Остальное, как говорится, было делом техники. Потянуло, или направили, возвращающегося из Маньчжурии после Русско-японской войны «деда» А.А.Назарова в университетский культурный город Томск, остановился он на квартире у Анны Прокопьевны Глазковой, а, может, к тому времени ставшей уже и Ершовой, а к той сестренка молодая «сдобная» приехала с Салаирского рудника с темно-каштановыми пышными волосами, с нежной прозрачной кожей, а квартирант хоть и рябой был (незадолго перед тем оспу перенес), но уж такой положительный, такой обходительный, деликатный, ну просто замечательный (с точки зрения старшей сестры). Дусенька, к тому времени уже давно и прочно привыкшая ощущать себя царицей, а то и богиней, конечно же, для начала зафордыбачилась, как и следует уважающей и понимающей себя царице, но Анна Прокопьевна не дрогнула: пообещала самовар (!) подарить, если Дусенька снизойдет до молений маньчжурского героя — и дрогнуть пришлось «царице», самовар ее доконал!
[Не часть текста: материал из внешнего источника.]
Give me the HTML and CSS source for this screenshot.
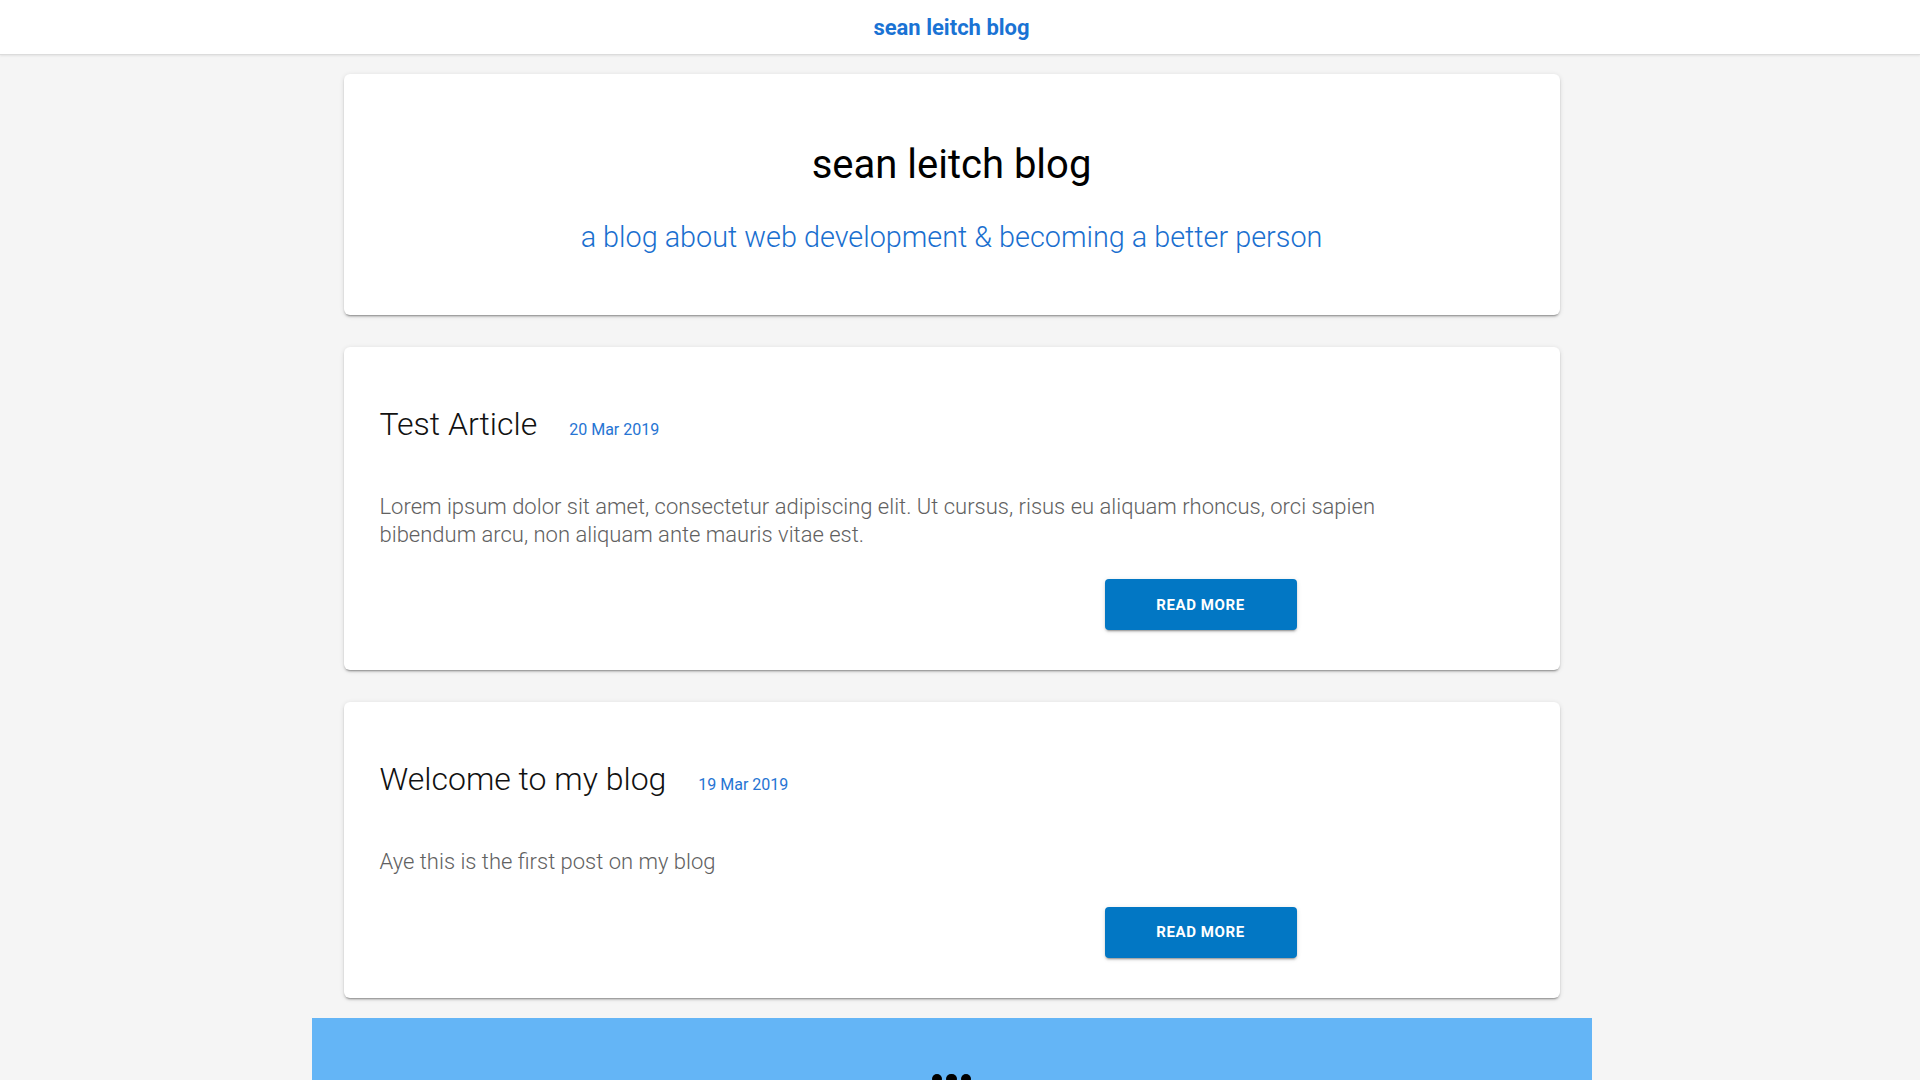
FILE: index.html
```html
<!DOCTYPE html>
<html lang="en">
<head>
<meta charset="utf-8">
<title>sean leitch blog</title>
<link rel="stylesheet" href="styles.css">
</head>
<body>
<header class="topbar">
  <a class="topbar-title" href="#">sean leitch blog</a>
</header>
<main class="content">
  <section class="card hero">
    <h1 class="hero-title">sean leitch blog</h1>
    <p class="hero-sub">a blog about web development &amp; becoming a better person</p>
  </section>
  <article class="card post">
    <div class="post-head">
      <h2 class="post-title">Test Article</h2>
      <span class="post-date">20 Mar 2019</span>
    </div>
    <p class="post-body">Lorem ipsum dolor sit amet, consectetur adipiscing elit. Ut cursus, risus eu aliquam rhoncus, orci sapien bibendum arcu, non aliquam ante mauris vitae est.</p>
    <div class="post-actions">
      <button class="btn">Read more</button>
    </div>
  </article>
  <article class="card post">
    <div class="post-head">
      <h2 class="post-title">Welcome to my blog</h2>
      <span class="post-date">19 Mar 2019</span>
    </div>
    <p class="post-body">Aye this is the first post on my blog</p>
    <div class="post-actions">
      <button class="btn">Read more</button>
    </div>
  </article>
</main>
<footer class="footer">
  <div class="dots"><span></span><span></span><span></span></div>
</footer>
</body>
</html>
```
FILE: styles.css
```css
html, body {
  margin: 0;
  padding: 0;
}
body {
  background: #f5f5f5;
  font-family: Roboto, "Liberation Sans", sans-serif;
  color: #000;
  padding-right: 17px;
}
.topbar {
  height: 54px;
  margin-right: -17px;
  padding-right: 17px;
  background: #fff;
  display: flex;
  align-items: center;
  justify-content: center;
  border-bottom: 1px solid #dcdcdc;
  box-shadow: 0 1px 2px rgba(0,0,0,0.08);
}
.topbar-title {
  font-size: 22px;
  font-weight: 700;
  color: #1a73d4;
  text-decoration: none;
}
.content {
  width: 1216px;
  margin: 19px auto 0;
  display: flex;
  flex-direction: column;
  gap: 32px;
}
.card {
  background: #fff;
  border-radius: 6px;
  box-shadow: 0 3px 1px -2px rgba(0,0,0,0.2), 0 2px 2px 0 rgba(0,0,0,0.14), 0 1px 5px 0 rgba(0,0,0,0.12);
}
.hero {
  padding: 71px 36px 58px;
  text-align: center;
}
.hero-title {
  margin: 0;
  font-size: 40px;
  line-height: 40px;
  font-weight: 400;
  color: #000;
}
.hero-sub {
  margin: 32px 0 0;
  font-size: 28.8px;
  line-height: 40px;
  font-weight: 300;
  color: #1a6fcf;
}
.post {
  padding: 57px 36px 40px;
}
.post-head {
  display: flex;
  align-items: baseline;
  gap: 32px;
  height: 40px;
}
.post-title {
  margin: 0;
  font-size: 32px;
  line-height: 40px;
  font-weight: 300;
  color: #111;
}
.post-date {
  font-size: 16px;
  color: #2674d3;
}
.post-body {
  margin: 49px 0 0;
  max-width: 1060px;
  font-size: 22px;
  line-height: 27.5px;
  font-weight: 300;
  color: #616161;
}
.post-actions {
  width: 917px;
  margin-top: 31px;
  display: flex;
  justify-content: flex-end;
}
.btn {
  width: 192px;
  height: 51px;
  border: 0;
  border-radius: 4px;
  background: #0277c4;
  color: #fff;
  font-family: Roboto, "Liberation Sans", sans-serif;
  font-size: 15px;
  font-weight: 700;
  letter-spacing: 0.6px;
  text-transform: uppercase;
  box-shadow: 0 3px 1px -2px rgba(0,0,0,0.2), 0 2px 2px 0 rgba(0,0,0,0.14), 0 1px 5px 0 rgba(0,0,0,0.12);
  cursor: pointer;
}
.footer {
  width: 1280px;
  height: 200px;
  margin: 20px auto 0;
  background: #64b5f6;
  padding-top: 56px;
  box-sizing: border-box;
}
.dots {
  display: flex;
  justify-content: center;
  gap: 4px;
}
.dots span {
  width: 10.5px;
  height: 10.5px;
  border-radius: 50%;
  background: #000;
}
```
А там немного погодя прибыли в Томск молодые специалисты Шарловские, Степан Игнатьевич и Анна Васильевна. И у Назаровых 29.XII.1909 (по новому стилю в 1910 уже году) получился сын Владимир, а у Шарловских 1.XII.1914-го — дочь Марина. Росли они, росли, развивались, бегали на каток, куролесили, но в конце концов каждый в свое время, не без сложностей и приключений, но оказались-таки студентами Томского политехнического института, где и встретились, и… Мать и институт не успела кончить, как уже появился я. Родился я, говорят, с очень «сурьезным» насупленным лбом и лихо задранным кверху носом, так что получалось впечатление как бы слегка вдавленной переносицы — по этому поводу шутили, что это мама вдавила мне переносицу, когда, готовясь к защите диплома, очень усердно налегала животом на чертежную доску. Родился я в Новосибирске, потому что туда был переведен из Томска Институт усовершенствования врачей, с которым приехала работавшая в нем баба Настя — ну а где дочке было рожать, как не у мамы под крылом? Родила — и скорей обратно, в Томск, диплом защищать. Пока мама готовилась к защите и защищала диплом, а баба Дуся лелеяла свое здоровье и красоту (у нее всегда были «проблемы со сном»), меня нянчил деда Саша: в 6 утра, до начала работы, ходил на молочную кухню, кормил, обряжал меня и перед уходом на работу сдавал меня, сытого, чистого, сухого, всем довольного, освеженной сном бабе Дусе. Это все происходило в Томске, где мама завершала учебу. А отца уже давно «распределили» в Новосибирск. Защитив диплом, мы с мамой вернулись в Новосибирск и там, при Новосибирской ТЭЦ-1, зажили все трое вместе на Колыванской, 3, квартира 19.